Друзья-ученые с радостью развертывали перед Черевичным свежие листы новейших батиметрических карт, уточнявшихся с каждым годом. К хребту Ломоносова прибавились другие, ранее неизвестные подводные возвышенности. Одну из них назвали именем Менделеева, другую нарекли в честь Гаккеля — советского географа, ветерана высокоширотных исследований.
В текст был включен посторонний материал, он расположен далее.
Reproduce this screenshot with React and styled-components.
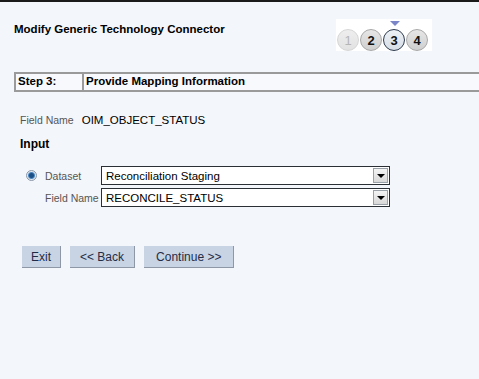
import React from "react"
import styled, { createGlobalStyle } from "styled-components"

const Global = createGlobalStyle`
  body {
    margin: 0;
    background: #f3f6fa;
    font-family: "Liberation Sans", Arial, sans-serif;
  }
`

const steps = [
  { n: 1, state: "done" },
  { n: 2, state: "open" },
  { n: 3, state: "current" },
  { n: 4, state: "open" },
]

const App = () => {
  return (
    <Page>
      <Global />
      <Header>
        <Title>Modify Generic Technology Connector</Title>
        <Stepper>
          {steps.map(s => (
            <Circle key={s.n} state={s.state}>
              {s.n}
            </Circle>
          ))}
        </Stepper>
      </Header>

      <StepBar>
        <StepNo>Step 3:</StepNo>
        <StepName>Provide Mapping Information</StepName>
      </StepBar>

      <Form>
        <FieldRow>
          <Label>Field Name</Label>
          <Value>OIM_OBJECT_STATUS</Value>
        </FieldRow>

        <SectionTitle>Input</SectionTitle>

        <Grid>
          <Radio />
          <Label>Dataset</Label>
          <Select>
            <span>Reconciliation Staging</span>
            <Arrow />
          </Select>
          <span />
          <Label>Field Name</Label>
          <Select>
            <span>RECONCILE_STATUS</span>
            <Arrow />
          </Select>
        </Grid>
      </Form>

      <Buttons>
        <Button pad={9}>Exit</Button>
        <Button pad={10}>&lt;&lt; Back</Button>
        <Button pad={12}>Continue &gt;&gt;</Button>
      </Buttons>
    </Page>
  )
}

const Page = styled.div`
  min-height: 100vh;
  box-sizing: border-box;
  border-top: 2px solid #1a1a1a;
  font-size: 12px;
  color: #000;
`

const Header = styled.div`
  display: flex;
  justify-content: space-between;
  align-items: flex-start;
  padding: 17px 47px 0 14px;
`

const Title = styled.div`
  font-weight: bold;
  font-size: 11.5px;
  margin-top: 4px;
`

const Stepper = styled.div`
  position: relative;
  display: flex;
  gap: 1px;
  width: 96px;
  height: 32px;
  box-sizing: border-box;
  padding: 10px 0 0 1px;
  background: #fff;

  &::before {
    content: "";
    position: absolute;
    left: 54px;
    top: 2px;
    border-left: 5px solid transparent;
    border-right: 5px solid transparent;
    border-top: 5px solid #7a86c8;
  }
`

const Circle = styled.div`
  width: 22px;
  height: 22px;
  box-sizing: border-box;
  border-radius: 50%;
  display: flex;
  align-items: center;
  justify-content: center;
  font-size: 13px;
  font-weight: ${p => (p.state === "done" ? "normal" : "bold")};
  color: ${p => (p.state === "done" ? "#b5b5b5" : "#111")};
  border: ${p => (p.state === "current" ? "1.5px" : "1px")} solid
    ${p =>
      p.state === "current" ? "#2e3b4e" : p.state === "done" ? "#d6d6d6" : "#a8a8a8"};
  background: ${p =>
    p.state === "current"
      ? "linear-gradient(#eef2f6, #d5dde6)"
      : p.state === "done"
      ? "linear-gradient(#eeeeee, #e2e2e2)"
      : "linear-gradient(#e6e6e6, #cfcfcf)"};
`

const StepBar = styled.div`
  display: flex;
  margin: 21px 0 0 14px;
  height: 16px;
  border: 2px solid #9a9a9a;
  border-right: none;
  background: #f7f9fc;
  font-weight: bold;
  font-size: 11.5px;
  line-height: 15px;
`

const StepNo = styled.div`
  width: 64px;
  padding-left: 2px;
  border-right: 2px solid #9a9a9a;
`

const StepName = styled.div`
  padding-left: 2px;
`

const Form = styled.div`
  padding: 21px 0 0 20px;
`

const FieldRow = styled.div`
  display: flex;
  gap: 8px;
  line-height: 14px;
`

const Label = styled.span`
  color: #555;
  font-size: 10.5px;
  white-space: nowrap;
`

const Value = styled.span`
  font-size: 11.5px;
`

const SectionTitle = styled.div`
  font-weight: bold;
  margin-top: 10px;
  font-size: 12px;
`

const Grid = styled.div`
  display: grid;
  grid-template-columns: 19px 56px 289px;
  row-gap: 3px;
  align-items: center;
  margin: 15px 0 0 6px;
  font-size: 11.5px;
`

const Radio = styled.span`
  width: 11px;
  height: 11px;
  border-radius: 50%;
  box-sizing: border-box;
  border: 1px solid #8a96a6;
  background: radial-gradient(circle, #1b4f86 0 2px, #4c86c0 3px, #dfe8f2 4px);
`

const Select = styled.div`
  display: flex;
  align-items: center;
  justify-content: space-between;
  height: 19px;
  box-sizing: border-box;
  border: 1px solid #2a2f36;
  background: #fff;
  padding-left: 4px;
  font-size: 11.5px;
`

const Arrow = styled.span`
  width: 15px;
  height: 15px;
  margin-right: 1px;
  border: 1px solid #9aa0a8;
  box-sizing: border-box;
  background: linear-gradient(#f4f4f4, #d8d8d8);
  position: relative;

  &::after {
    content: "";
    position: absolute;
    left: 3px;
    top: 5px;
    border-left: 4px solid transparent;
    border-right: 4px solid transparent;
    border-top: 4px solid #000;
  }
`

const Buttons = styled.div`
  display: flex;
  gap: 9px;
  padding: 39px 0 0 22px;
`

const Button = styled.button`
  height: 22px;
  padding: 0 ${p => p.pad}px;
  border: none;
  border-right: 1px solid #8d97a6;
  border-bottom: 1px solid #8d97a6;
  background: #c8d3e3;
  color: #1f2d48;
  font-family: "Liberation Sans", Arial, sans-serif;
  font-size: 12px;
`

export default App
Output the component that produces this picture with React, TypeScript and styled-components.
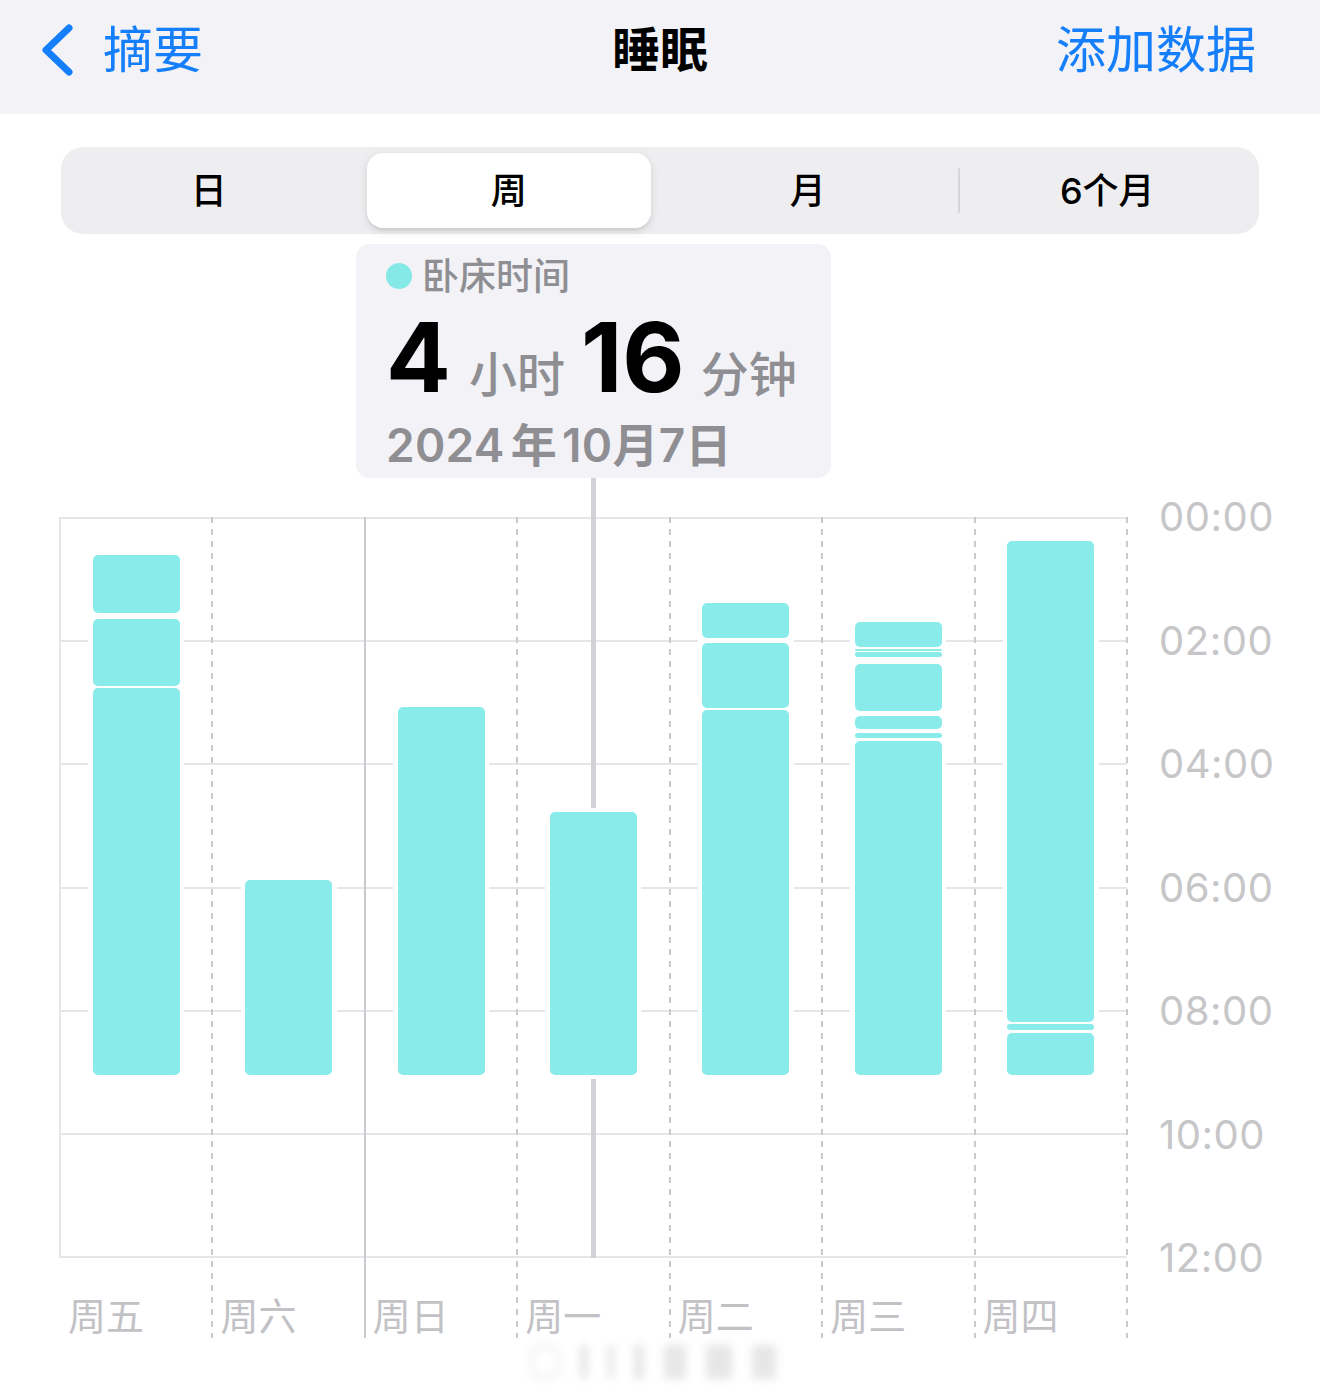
import React from "react";
import styled, { createGlobalStyle } from "styled-components";

const GlobalStyle = createGlobalStyle`
  html, body { margin: 0; padding: 0; background: #ffffff; }
  body {
    font-family: Inter, "Noto Sans CJK SC", sans-serif;
    -webkit-font-smoothing: antialiased;
  }
`;

const BLUE = "#157efb";
const BAR = "#8aecea";
const GRID = "#e6e6ea";
const VLINE = "#c9c9ce";

const Page = styled.div`
  width: 1320px;
  min-height: 1394px;
  background: #fff;
  overflow: hidden;
`;

const Header = styled.header`
  height: 114px;
  box-sizing: border-box;
  padding: 0 40px 14px 40px;
  background: #f2f2f7;
  display: grid;
  grid-template-columns: 1fr auto 1fr;
  align-items: center;
`;

const BackButton = styled.div`
  display: flex;
  align-items: center;
  gap: 29px;
  color: ${BLUE};
  font-size: 50px;
  line-height: 1;
`;

const Title = styled.h1`
  margin: 0;
  font-size: 48px;
  font-weight: 700;
  line-height: 1;
  color: #000;
`;

const Action = styled.div`
  justify-self: end;
  padding-right: 24px;
  color: ${BLUE};
  font-size: 50px;
  line-height: 1;
`;

const Segmented = styled.div`
  margin: 33px 61px 0;
  height: 87px;
  box-sizing: border-box;
  padding: 6px 0;
  background: #eeeef0;
  border-radius: 22px;
  display: grid;
  grid-template-columns: repeat(4, 1fr);
`;

const Segment = styled.div<{ $active?: boolean; $divider?: boolean }>`
  position: relative;
  display: flex;
  align-items: center;
  justify-content: center;
  padding-right: ${(p) => (p.$active ? "0" : "4px")};
  margin: ${(p) => (p.$active ? "0 9px 0 6px" : "0")};
  font-size: 36px;
  font-weight: 500;
  line-height: 1;
  color: #000;
  border-radius: 16px;
  background: ${(p) => (p.$active ? "#fff" : "transparent")};
  box-shadow: ${(p) =>
    p.$active ? "0 3px 8px rgba(0,0,0,0.12), 0 3px 1px rgba(0,0,0,0.04)" : "none"};
  &::before {
    content: "";
    display: ${(p) => (p.$divider ? "block" : "none")};
    position: absolute;
    left: -2px;
    top: 15px;
    bottom: 15px;
    width: 2px;
    background: #d6d6da;
    border-radius: 1px;
  }
`;

const ChartSection = styled.section`
  padding-top: 10px;
`;

const Tooltip = styled.div`
  margin-left: 356px;
  width: 475px;
  height: 234px;
  box-sizing: border-box;
  background: #f2f2f7;
  border-radius: 14px;
  padding: 13px 0 0 30px;
`;

const TooltipLabel = styled.div`
  display: flex;
  align-items: center;
  gap: 10px;
  height: 38px;
  font-size: 37px;
  font-weight: 500;
  color: #8e8e93;
  line-height: 1;
`;

const Dot = styled.span`
  width: 26px;
  height: 26px;
  border-radius: 50%;
  background: #84e9e7;
`;

const ValueRow = styled.div`
  margin-top: 14px;
  display: flex;
  align-items: baseline;
  line-height: 1;
`;

const BigNumber = styled.span`
  font-size: 96px;
  font-weight: 700;
  color: #000;
  letter-spacing: 0;
`;

const Unit = styled.span<{ $last?: boolean }>`
  font-size: 48px;
  font-weight: 500;
  color: #8e8e93;
  margin: ${(p) => (p.$last ? "0 0 0 16px" : "0 16px 0 18px")};
`;

const DateRow = styled.div`
  margin-top: 17px;
  font-size: 46px;
  font-weight: 600;
  line-height: 1;
  color: #8e8e93;
  letter-spacing: 0.3px;
`;

const DateUnit = styled.span`
  margin: 0 5px 0 6px;
`;

const Chart = styled.div`
  margin-top: 39px;
  display: flex;
`;

const Plot = styled.div`
  position: relative;
  margin-left: 60px;
  width: 1067px;
  display: grid;
  grid-template-columns: repeat(7, 1fr);
`;

const GridLayer = styled.div`
  position: absolute;
  left: -1px;
  right: 0;
  top: 0;
  height: 741px;
  box-sizing: border-box;
  display: flex;
  flex-direction: column;
  border-left: 2px solid ${GRID};
  border-bottom: 2px solid ${GRID};
`;

const GridRow = styled.div`
  flex: 1;
  border-top: 2px solid ${GRID};
`;

const SelectionLine = styled.div`
  position: absolute;
  left: 531px;
  top: -39px;
  width: 5px;
  height: 780px;
  background: #d1d1d6;
`;

type LineKind = "none" | "dashed" | "solid";

const Column = styled.div<{ $line: LineKind; $last?: boolean }>`
  position: relative;
  display: flex;
  flex-direction: column;
  &::before {
    content: "";
    display: ${(p) => (p.$line === "none" ? "none" : "block")};
    position: absolute;
    left: -1px;
    top: 0;
    bottom: 0;
    width: 2px;
    background: ${(p) =>
      p.$line === "solid"
        ? VLINE
        : `repeating-linear-gradient(to bottom, ${VLINE} 0 6px, transparent 6px 12px)`};
  }
  &::after {
    content: "";
    display: ${(p) => (p.$last ? "block" : "none")};
    position: absolute;
    right: -1px;
    top: 0;
    bottom: 0;
    width: 2px;
    background: repeating-linear-gradient(to bottom, ${VLINE} 0 6px, transparent 6px 12px);
  }
`;

const BarTrack = styled.div`
  position: relative;
  height: 741px;
`;

const Halo = styled.div`
  position: absolute;
  left: calc(50% - 48px);
  width: 96px;
  background: #fff;
  border-radius: 8px;
`;

const Bar = styled.div`
  position: absolute;
  left: calc(50% - 43.5px);
  width: 87px;
  background: ${BAR};
`;

const DayLabel = styled.div`
  height: 80px;
  box-sizing: border-box;
  padding: 39px 0 0 8px;
  font-size: 38px;
  line-height: 1;
  color: #c2c2c6;
`;

const Axis = styled.div`
  margin-left: 32px;
  height: 741px;
  display: flex;
  flex-direction: column;
  justify-content: space-between;
`;

const Tick = styled.div`
  height: 0;
  display: flex;
  align-items: center;
  font-family: Inter, "Liberation Sans", sans-serif;
  font-size: 40px;
  line-height: 1;
  color: #c6c6c8;
  letter-spacing: 0.5px;
`;

const Watermark = styled.div`
  margin: 4px 0 0 530px;
  height: 40px;
  display: flex;
  align-items: center;
  gap: 20px;
  filter: blur(4px);
  opacity: 0.35;
`;

const Blot = styled.div<{ $w: number; $round?: boolean }>`
  width: ${(p) => p.$w}px;
  height: 34px;
  border-radius: ${(p) => (p.$round ? "12px" : "2px")};
  background: ${(p) => (p.$round ? "transparent" : "#b9b9bd")};
  border: ${(p) => (p.$round ? "3px solid #c9c9cc" : "none")};
  box-sizing: border-box;
`;

type Seg = [number, number];
interface Day {
  label: string;
  line: LineKind;
  segs: Seg[];
}

const days: Day[] = [
  { label: "周五", line: "none", segs: [[38, 96], [102, 169], [171, 558]] },
  { label: "周六", line: "dashed", segs: [[363, 558]] },
  { label: "周日", line: "solid", segs: [[190, 558]] },
  { label: "周一", line: "dashed", segs: [[295, 558]] },
  { label: "周二", line: "dashed", segs: [[86, 121], [126, 191], [193, 558]] },
  {
    label: "周三",
    line: "dashed",
    segs: [[105, 130], [132, 134], [135, 140], [147, 194], [199, 212], [216, 221], [224, 558]],
  },
  { label: "周四", line: "dashed", segs: [[24, 505], [507, 513], [516, 558]] },
];

const ticks = ["00:00", "02:00", "04:00", "06:00", "08:00", "10:00", "12:00"];

function Chevron() {
  return (
    <svg width="34" height="52" viewBox="0 0 34 52" aria-hidden>
      <path
        d="M29 4 L6 26 L29 48"
        fill="none"
        stroke={BLUE}
        strokeWidth="7"
        strokeLinecap="round"
        strokeLinejoin="round"
      />
    </svg>
  );
}

export default function App() {
  return (
    <Page>
      <GlobalStyle />
      <Header>
        <BackButton>
          <Chevron />
          <span>摘要</span>
        </BackButton>
        <Title>睡眠</Title>
        <Action>添加数据</Action>
      </Header>

      <Segmented>
        <Segment>日</Segment>
        <Segment $active>周</Segment>
        <Segment>月</Segment>
        <Segment $divider>6个月</Segment>
      </Segmented>

      <ChartSection>
        <Tooltip>
          <TooltipLabel>
            <Dot />
            <span>卧床时间</span>
          </TooltipLabel>
          <ValueRow>
            <BigNumber>4</BigNumber>
            <Unit>小时</Unit>
            <BigNumber>16</BigNumber>
            <Unit $last>分钟</Unit>
          </ValueRow>
          <DateRow>
            2024<DateUnit>年</DateUnit>10月7日
          </DateRow>
        </Tooltip>

        <Chart>
          <Plot>
            <GridLayer>
              {[0, 1, 2, 3, 4, 5].map((i) => (
                <GridRow key={i} />
              ))}
            </GridLayer>
            <SelectionLine />
            {days.map((d, i) => {
              const top = d.segs[0][0];
              const bottom = d.segs[d.segs.length - 1][1];
              return (
                <Column key={d.label} $line={d.line} $last={i === days.length - 1}>
                  <BarTrack>
                    <Halo style={{ top: top - 4, height: bottom - top + 8 }} />
                    {d.segs.map(([a, b], j) => (
                      <Bar
                        key={j}
                        style={{
                          top: a,
                          height: b - a,
                          borderRadius: Math.min(5, (b - a) / 2),
                        }}
                      />
                    ))}
                  </BarTrack>
                  <DayLabel>{d.label}</DayLabel>
                </Column>
              );
            })}
          </Plot>
          <Axis>
            {ticks.map((t) => (
              <Tick key={t}>{t}</Tick>
            ))}
          </Axis>
        </Chart>

        <Watermark>
          <Blot $w={30} $round />
          <Blot $w={8} />
          <Blot $w={6} />
          <Blot $w={10} />
          <Blot $w={22} />
          <Blot $w={26} />
          <Blot $w={24} />
        </Watermark>
      </ChartSection>
    </Page>
  );
}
Не оставалось уже белых пятен на карте Центральной Арктики. И отнюдь не преувеличивали журналисты — ловцы полярных сенсаций, когда писали в газетах: «Пустыня белого безмолвия заговорила». В самом деле, в эфире Арктики звучат теперь не только позывные дрейфующих СП, но и сигналы АРМСов — радиометеорологических станций, действующих автоматически. Их периодически завозят на лед океана полярные летчики. Картина, которую еще недавно мог нарисовать лишь писатель-фантаст, стала будничной реальностью. Плывут в извечном дрейфе по воле течений и ветров ледяные поля, а установленная на них аппаратура периодически посылает в эфир закодированные сводки погоды, необходимые ученым для синоптических прогнозов. Принимаются сигналы АРМСов береговыми станциями, обрабатываются в обсерваториях, передаются по радио дальше — Арктическому и Антарктическому институту в Ленинграде, Гидрометеослужбе в Москве. На установке АРМСов в дрейфующих льдах, как и на оборудовании и снабжении станций СП, работают десятки летных экипажей. В 40—50-х годах имена воздушных капитанов высоких широт были наперечет. Вслед за Иваном Черевичным шли Илья Котов, Матвей Козлов, Василий Задков, Михаил Титлов, Виталий Масленников. А теперь всех и не назовешь. Для множества полярных летчиков полеты над океаном, посадки на ледяные поля стали такими же привычными, как и повседневная транспортная работа на трассах Сибири, Якутии, Чукотки.